> **DATA EXCERPT**:
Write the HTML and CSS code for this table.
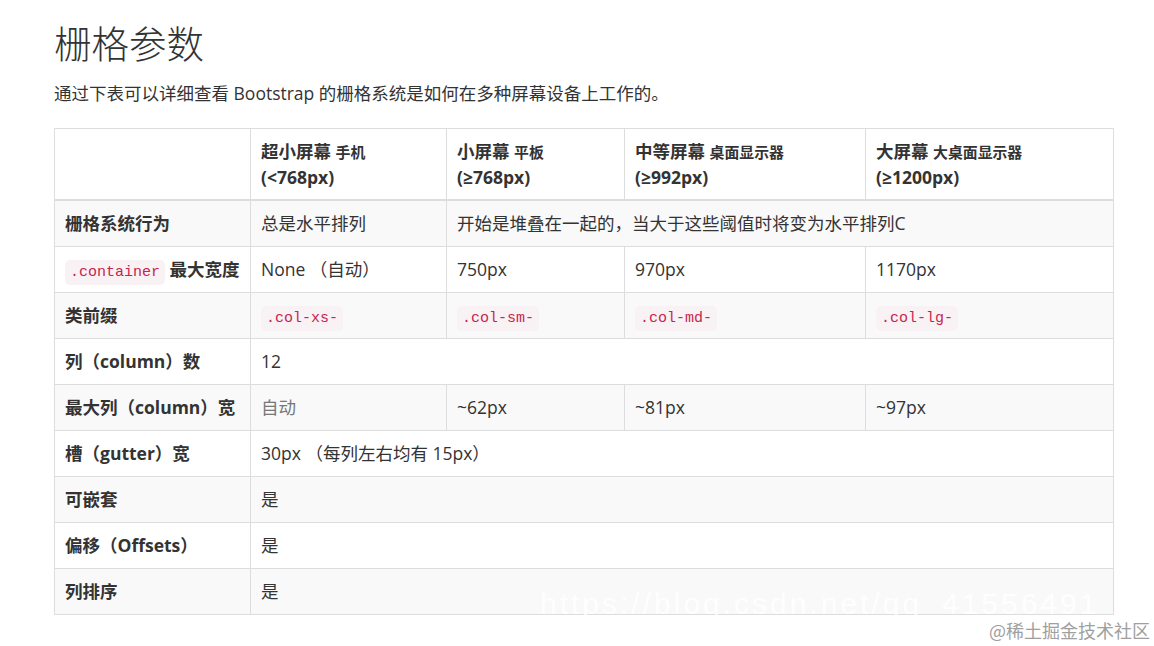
FILE: index.html
```html
<!DOCTYPE html>
<html lang="zh-CN">
<head>
<meta charset="utf-8">
<title>栅格参数</title>
<link rel="stylesheet" href="styles.css">
</head>
<body>
<main class="page">
  <h1 class="title">栅格参数</h1>
  <p class="lead">通过下表可以详细查看 Bootstrap 的栅格系统是如何在多种屏幕设备上工作的。</p>
  <table class="grid-table">
    <colgroup>
      <col class="c1"><col class="c2"><col class="c3"><col class="c4"><col class="c5">
    </colgroup>
    <thead>
      <tr>
        <th></th>
        <th>超小屏幕 <small>手机</small><br>(&lt;768px)</th>
        <th>小屏幕 <small>平板</small><br>(≥768px)</th>
        <th>中等屏幕 <small>桌面显示器</small><br>(≥992px)</th>
        <th>大屏幕 <small>大桌面显示器</small><br>(≥1200px)</th>
      </tr>
    </thead>
    <tbody>
      <tr>
        <th>栅格系统行为</th>
        <td>总是水平排列</td>
        <td colspan="3">开始是堆叠在一起的，当大于这些阈值时将变为水平排列C</td>
      </tr>
      <tr>
        <th><code>.container</code> 最大宽度</th>
        <td>None （自动）</td>
        <td>750px</td>
        <td>970px</td>
        <td>1170px</td>
      </tr>
      <tr>
        <th>类前缀</th>
        <td><code>.col-xs-</code></td>
        <td><code>.col-sm-</code></td>
        <td><code>.col-md-</code></td>
        <td><code>.col-lg-</code></td>
      </tr>
      <tr>
        <th>列（column）数</th>
        <td colspan="4">12</td>
      </tr>
      <tr>
        <th>最大列（column）宽</th>
        <td class="muted">自动</td>
        <td>~62px</td>
        <td>~81px</td>
        <td>~97px</td>
      </tr>
      <tr>
        <th>槽（gutter）宽</th>
        <td colspan="4">30px （每列左右均有 15px）</td>
      </tr>
      <tr>
        <th>可嵌套</th>
        <td colspan="4">是</td>
      </tr>
      <tr>
        <th>偏移（Offsets）</th>
        <td colspan="4">是</td>
      </tr>
      <tr>
        <th>列排序</th>
        <td colspan="4">是</td>
      </tr>
    </tbody>
  </table>
</main>
<div class="wm-url">https://blog.csdn.net/qq_41556491</div>
<div class="wm-brand">@稀土掘金技术社区</div>
</body>
</html>
```

FILE: styles.css
```css
html, body {
  margin: 0;
  padding: 0;
  background: #fff;
}
body {
  font-family: "Open Sans", "Noto Sans CJK SC", sans-serif;
  font-size: 17.5px;
  line-height: 25px;
  color: #333;
  position: relative;
  min-height: 646px;
  overflow: hidden;
}
.page {
  padding: 21px 41px 0 54px;
}
.title {
  margin: 0;
  font-family: "Noto Sans CJK SC", sans-serif;
  font-size: 37.5px;
  line-height: 41px;
  font-weight: 300;
  color: #333;
}
.lead {
  margin: 19px 0 22px;
  font-family: "Open Sans", "Noto Sans CJK SC", sans-serif;
  font-weight: 400;
}
.grid-table {
  border-collapse: collapse;
  border-spacing: 0;
  width: 1059px;
  table-layout: fixed;
  border: 1px solid #ddd;
}
.c1 { width: 196px; }
.c2 { width: 196px; }
.c3 { width: 178px; }
.c4 { width: 241px; }
.c5 { width: 248px; }
.grid-table th,
.grid-table td {
  border: 1px solid #ddd;
  padding: 10px;
  text-align: left;
  vertical-align: top;
  line-height: 25px;
  white-space: nowrap;
}
.grid-table th {
  font-weight: 700;
}
.grid-table thead th {
  border-bottom: 2px solid #ddd;
  vertical-align: bottom;
  padding-bottom: 9px;
}
.grid-table thead small {
  font-size: 85%;
  font-weight: 700;
}
.grid-table tbody tr:nth-child(odd) {
  background: #f9f9f9;
}
.grid-table td {
  font-weight: 400;
}
.muted {
  color: #777;
}
code {
  font-family: "Liberation Mono", "DejaVu Sans Mono", monospace;
  font-size: 15px;
  line-height: 1;
  font-weight: 400;
  padding: 4px 5px;
  color: #c7254e;
  background: #f9f2f4;
  border-radius: 5px;
}
.wm-url {
  position: absolute;
  left: 540px;
  top: 589px;
  font-family: "Liberation Sans", sans-serif;
  font-size: 30px;
  line-height: 30px;
  color: rgba(255, 255, 255, 0.9);
  letter-spacing: 3px;
  white-space: nowrap;
}
.wm-brand {
  position: absolute;
  left: 989px;
  top: 620px;
  font-family: "Noto Sans CJK SC", sans-serif;
  font-size: 18px;
  line-height: 20px;
  color: #a0a0a0;
  white-space: nowrap;
}
```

> **GOAL**: Pick each line holding the word "table" out of the data and copy it.

> **EXERCISE RESPONSE**:
Write the HTML and CSS code for this table.
  <table class="grid-table">
  </table>
.grid-table {
  table-layout: fixed;
.grid-table th,
.grid-table td {
.grid-table th {
.grid-table thead th {
.grid-table thead small {
.grid-table tbody tr:nth-child(odd) {
.grid-table td {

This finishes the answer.